Considering that I have started exploring Go heavily, and Postgres is my go-to database choice, it felt right to create a pgx transaction manager, gollback, that I could re-use across my projects. One that has support for timeouts, read-only transactions, and most importantly, integration tests with a real database.

structuring transactions in code

Irrespective of the design pattern you use (DDD, 3 layer, hexagonal, onion, or whatever), the structure usually boils down to a service layer that contains business logic and a repository layer that talks to the database.
You want the repository layer to be reusable, by different services, which orchestrate your database changes.

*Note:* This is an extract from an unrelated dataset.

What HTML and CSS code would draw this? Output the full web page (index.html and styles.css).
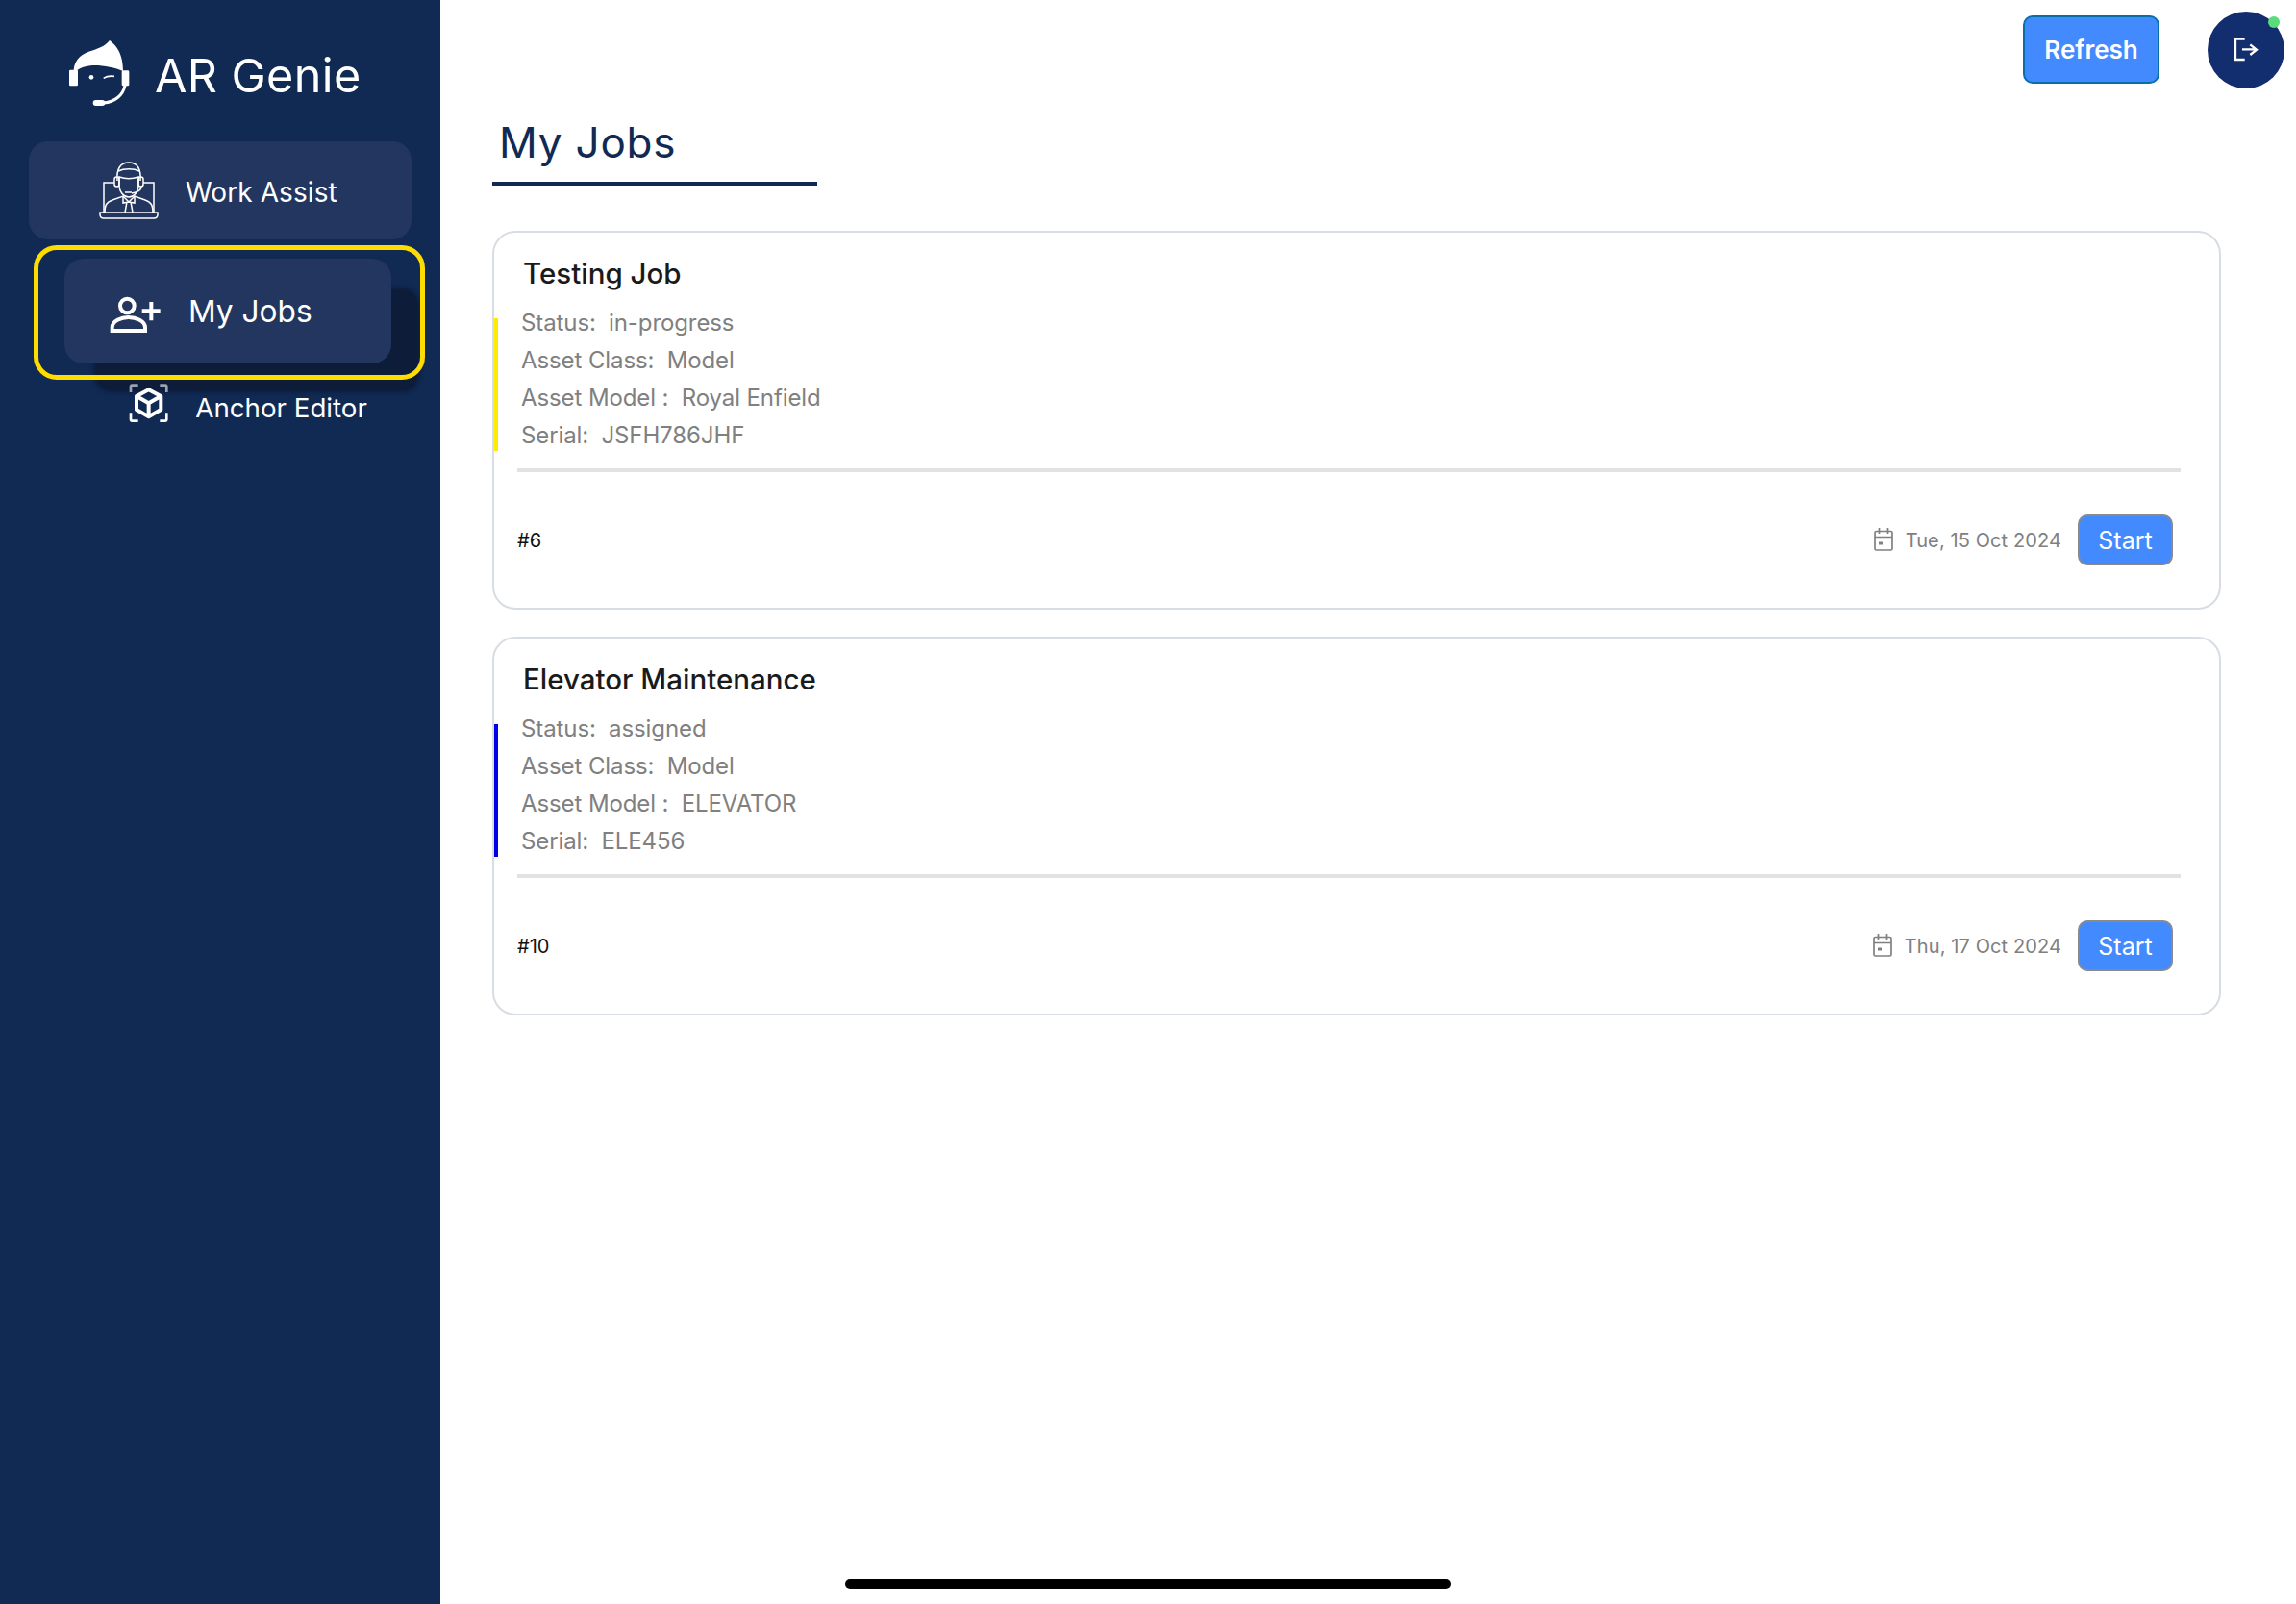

Keeping this in mind, I don’t want the repositories to be aware of whether the queries are being run in a larger transaction or not. This thinking should reside in the service layer, and I have structured my package around this…

A transaction manager that is injected into the service layer, handling begin, commit, and rollback.
A connection getter to be used by the repository layer.

why would i want transactions in my code?

Transactions help ensure that a set of queries is executed atomically. If a runtime error occurs, or a later insertion fails, or your optimistic lock check fails, you can roll back all the changes made in that transaction in one go.

Before jumping into how this package works, let’s set an example.

type WishlistRepo struct {
    pool *pgxpool.Pool
}

func (r *WishlistRepo) Create(ctx context.Context, name string) (*Wishlist, error)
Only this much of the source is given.